= Required work =
Copy out each line of the material in which the word "this" appears.

= Excerpted data =
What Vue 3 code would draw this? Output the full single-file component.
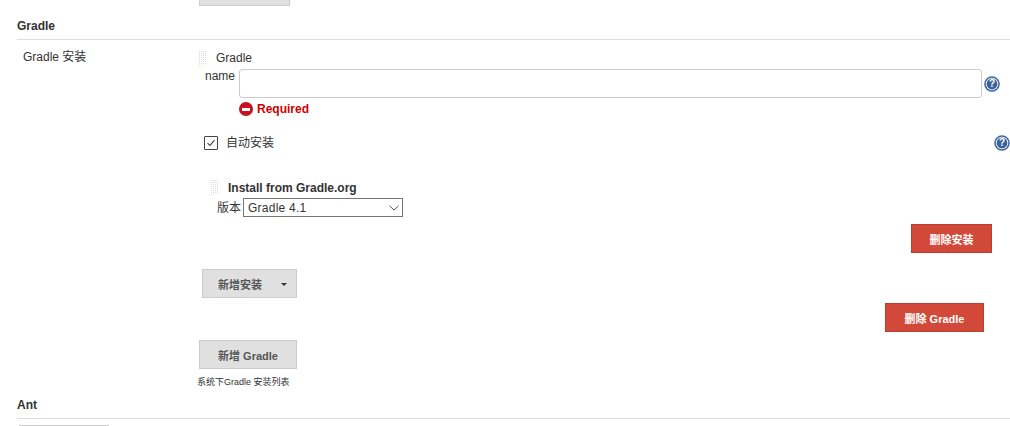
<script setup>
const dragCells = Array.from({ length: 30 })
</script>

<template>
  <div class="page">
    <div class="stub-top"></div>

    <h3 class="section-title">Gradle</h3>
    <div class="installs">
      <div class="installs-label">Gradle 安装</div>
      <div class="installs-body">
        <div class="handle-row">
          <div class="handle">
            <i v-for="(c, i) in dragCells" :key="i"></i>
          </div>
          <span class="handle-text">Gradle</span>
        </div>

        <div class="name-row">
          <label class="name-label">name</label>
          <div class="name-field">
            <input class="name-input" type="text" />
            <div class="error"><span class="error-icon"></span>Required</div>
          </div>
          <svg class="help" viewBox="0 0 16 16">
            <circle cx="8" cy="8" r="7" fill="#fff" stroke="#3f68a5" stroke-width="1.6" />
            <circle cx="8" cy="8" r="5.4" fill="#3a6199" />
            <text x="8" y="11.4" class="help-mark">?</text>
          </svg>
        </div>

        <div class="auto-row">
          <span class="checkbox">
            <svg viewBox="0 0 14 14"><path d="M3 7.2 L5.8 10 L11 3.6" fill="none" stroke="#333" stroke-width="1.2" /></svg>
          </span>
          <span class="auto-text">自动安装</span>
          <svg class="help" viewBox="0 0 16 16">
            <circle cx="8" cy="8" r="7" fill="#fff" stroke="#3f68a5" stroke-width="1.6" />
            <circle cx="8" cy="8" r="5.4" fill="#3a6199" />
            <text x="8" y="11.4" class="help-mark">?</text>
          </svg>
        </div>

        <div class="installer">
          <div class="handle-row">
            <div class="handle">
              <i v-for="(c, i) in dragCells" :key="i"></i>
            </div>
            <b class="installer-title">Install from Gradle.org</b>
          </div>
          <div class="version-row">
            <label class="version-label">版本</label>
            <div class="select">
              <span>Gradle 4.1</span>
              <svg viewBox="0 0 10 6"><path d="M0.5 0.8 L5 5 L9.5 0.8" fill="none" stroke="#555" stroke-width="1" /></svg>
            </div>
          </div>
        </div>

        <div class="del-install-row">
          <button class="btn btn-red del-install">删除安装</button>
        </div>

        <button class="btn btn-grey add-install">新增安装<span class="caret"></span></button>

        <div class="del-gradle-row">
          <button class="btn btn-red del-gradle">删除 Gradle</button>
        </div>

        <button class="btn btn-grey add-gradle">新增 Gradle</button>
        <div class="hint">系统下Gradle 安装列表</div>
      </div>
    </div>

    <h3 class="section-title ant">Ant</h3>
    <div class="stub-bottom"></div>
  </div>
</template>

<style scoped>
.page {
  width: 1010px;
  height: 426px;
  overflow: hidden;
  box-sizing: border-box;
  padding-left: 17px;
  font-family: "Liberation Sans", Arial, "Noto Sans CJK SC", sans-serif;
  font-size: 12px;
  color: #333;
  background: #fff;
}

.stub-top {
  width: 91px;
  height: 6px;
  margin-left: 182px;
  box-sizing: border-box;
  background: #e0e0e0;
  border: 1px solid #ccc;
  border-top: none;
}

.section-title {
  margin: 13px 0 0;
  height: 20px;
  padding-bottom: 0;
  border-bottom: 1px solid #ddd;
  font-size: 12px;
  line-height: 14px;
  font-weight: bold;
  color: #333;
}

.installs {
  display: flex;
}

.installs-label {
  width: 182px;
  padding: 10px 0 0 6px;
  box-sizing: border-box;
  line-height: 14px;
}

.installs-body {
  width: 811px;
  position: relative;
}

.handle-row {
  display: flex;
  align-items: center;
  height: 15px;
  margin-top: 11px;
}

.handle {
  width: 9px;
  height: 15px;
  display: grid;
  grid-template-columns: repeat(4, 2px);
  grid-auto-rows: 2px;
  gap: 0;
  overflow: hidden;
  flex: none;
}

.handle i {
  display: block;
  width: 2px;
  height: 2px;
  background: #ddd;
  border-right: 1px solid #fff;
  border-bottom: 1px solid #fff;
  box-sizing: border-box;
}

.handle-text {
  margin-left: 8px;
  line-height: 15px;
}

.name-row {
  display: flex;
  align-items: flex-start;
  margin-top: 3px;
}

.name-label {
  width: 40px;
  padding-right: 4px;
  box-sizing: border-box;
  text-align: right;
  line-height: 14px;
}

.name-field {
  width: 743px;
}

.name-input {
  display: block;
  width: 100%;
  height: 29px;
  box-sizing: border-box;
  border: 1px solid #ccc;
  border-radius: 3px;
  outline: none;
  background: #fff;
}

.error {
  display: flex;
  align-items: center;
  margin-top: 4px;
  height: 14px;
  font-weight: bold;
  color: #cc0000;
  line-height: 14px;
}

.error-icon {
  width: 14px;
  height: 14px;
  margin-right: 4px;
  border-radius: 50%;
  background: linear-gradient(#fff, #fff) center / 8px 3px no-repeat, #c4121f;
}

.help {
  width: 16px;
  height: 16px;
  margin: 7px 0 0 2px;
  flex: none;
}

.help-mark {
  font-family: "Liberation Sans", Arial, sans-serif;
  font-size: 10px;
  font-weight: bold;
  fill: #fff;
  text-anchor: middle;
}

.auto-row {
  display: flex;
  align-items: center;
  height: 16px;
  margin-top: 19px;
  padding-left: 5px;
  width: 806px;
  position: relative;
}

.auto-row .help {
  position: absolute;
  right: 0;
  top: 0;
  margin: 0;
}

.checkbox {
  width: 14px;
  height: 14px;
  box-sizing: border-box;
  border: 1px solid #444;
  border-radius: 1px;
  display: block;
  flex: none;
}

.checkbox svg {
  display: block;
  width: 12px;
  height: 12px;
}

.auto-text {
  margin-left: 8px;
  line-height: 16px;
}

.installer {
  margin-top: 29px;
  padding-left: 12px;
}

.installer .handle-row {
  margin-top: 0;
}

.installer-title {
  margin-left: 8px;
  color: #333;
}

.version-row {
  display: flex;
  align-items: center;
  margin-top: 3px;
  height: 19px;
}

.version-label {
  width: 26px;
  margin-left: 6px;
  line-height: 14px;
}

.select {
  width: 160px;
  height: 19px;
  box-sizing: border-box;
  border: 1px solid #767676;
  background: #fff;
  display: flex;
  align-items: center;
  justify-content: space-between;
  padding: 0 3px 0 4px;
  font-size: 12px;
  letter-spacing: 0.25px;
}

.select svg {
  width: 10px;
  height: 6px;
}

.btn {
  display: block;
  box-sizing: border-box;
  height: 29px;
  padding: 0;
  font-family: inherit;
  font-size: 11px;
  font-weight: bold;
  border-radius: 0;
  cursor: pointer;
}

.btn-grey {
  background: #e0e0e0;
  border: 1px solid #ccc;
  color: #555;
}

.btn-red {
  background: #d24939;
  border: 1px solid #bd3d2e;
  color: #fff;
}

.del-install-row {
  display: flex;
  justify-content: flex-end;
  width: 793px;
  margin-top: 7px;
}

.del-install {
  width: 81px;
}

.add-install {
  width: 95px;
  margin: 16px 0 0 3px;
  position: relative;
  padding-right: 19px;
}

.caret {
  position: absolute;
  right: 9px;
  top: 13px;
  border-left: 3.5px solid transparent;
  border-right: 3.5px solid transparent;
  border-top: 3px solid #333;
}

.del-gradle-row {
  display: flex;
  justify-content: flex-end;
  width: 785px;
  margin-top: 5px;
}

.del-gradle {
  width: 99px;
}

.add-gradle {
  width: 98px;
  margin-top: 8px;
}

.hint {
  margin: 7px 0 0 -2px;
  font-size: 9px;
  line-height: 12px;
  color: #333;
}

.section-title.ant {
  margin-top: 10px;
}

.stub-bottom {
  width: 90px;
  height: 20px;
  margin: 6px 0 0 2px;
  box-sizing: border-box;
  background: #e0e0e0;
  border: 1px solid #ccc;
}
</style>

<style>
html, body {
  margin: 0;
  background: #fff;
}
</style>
--
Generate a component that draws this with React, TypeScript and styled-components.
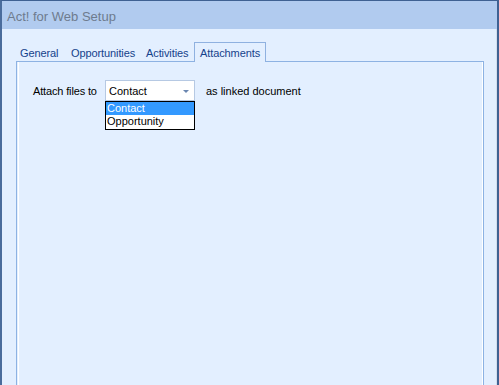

= The output =
What Vue 3 code would draw this? Output the full single-file component.
Generate a component that draws this with React, TypeScript and styled-components.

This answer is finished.